POST /pipeline/extract-contacts

Crawl websites and use AI to identify and extract contact information including email addresses, phone numbers, social profiles, and business details. Results are stored and queryable via the contacts data API.

Email discovery Phone numbers Social profiles Company data

Questions & Answers

POST /pipeline/extract-qa

Crawl a website and generate structured Q&A pairs from its content. Provide an inquiry or topic and Spider produces relevant questions with answers grounded in the actual page content.

FAQ generation Topic-focused Training data Knowledge bases

Label Website

POST /pipeline/label

Crawl a website and have AI categorize it into topics, industries, or custom labels. Useful for building directories, classifying leads, or organizing large collections of URLs.

Auto-categorization Industry detection Custom labels Topic tagging

Filter Links

POST /pipeline/filter-links

Crawl a website's links and use AI to filter them based on relevance, content type, or custom criteria. Keep only the URLs that match your data collection goals, eliminating noise.

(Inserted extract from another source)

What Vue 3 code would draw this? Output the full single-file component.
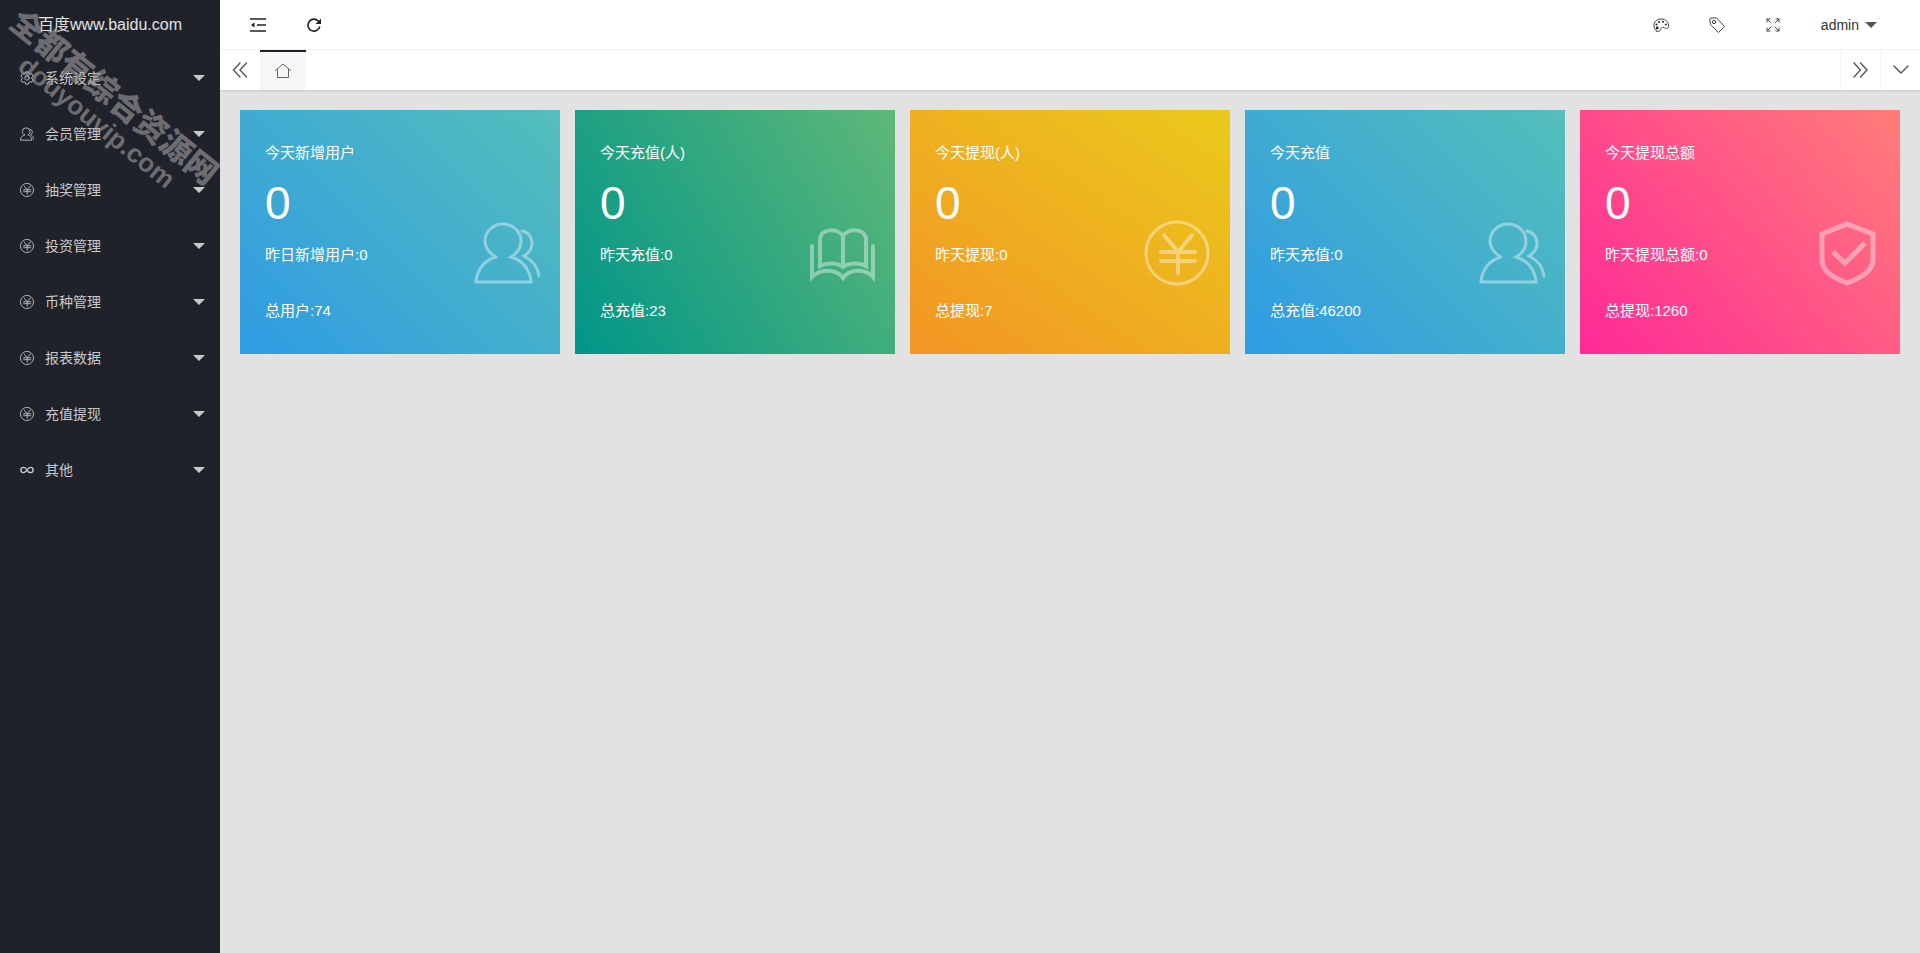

AI relevance scoring Content-type filtering Custom criteria Noise elimination

Bonus: Crawl from Text

POST /pipeline/crawl-text

Paste raw text or markdown containing URLs, and Spider will automatically extract every link and crawl them. Skip the step of parsing URLs yourself. Just send the document, email body, or notes and let Spider handle discovery. Supports up to 10 MB of input text.

Code Examples

Python cURL JavaScript

from spider import Spider

client = Spider()

# Extract contacts from a company website
contacts = client.extract_contacts(
    "https://example.com",
    params={
        "limit": 50,
    }
)

for contact in contacts:
    print(contact)

curl -X POST https://api.spider.cloud/pipeline/extract-qa \
  -H "Authorization: Bearer $SPIDER_API_KEY" \
  -H "Content-Type: application/json" \
  -d '{
    "url": "https://docs.example.com",
    "limit": 25,
    "return_format": "markdown"
  }'

import Spider from "@spider-cloud/spider-client";

const client = new Spider();

const result = await client.label(
  "https://example.com",
  { limit: 10 }
);

console.log(result);
// [{ url: "...", labels: ["Technology", "SaaS", "Developer Tools"] }]

Popular Use Cases

Sales Lead Generation — Crawl target company websites to extract emails, phone numbers, and team member details. Build prospect lists automatically instead of manual research.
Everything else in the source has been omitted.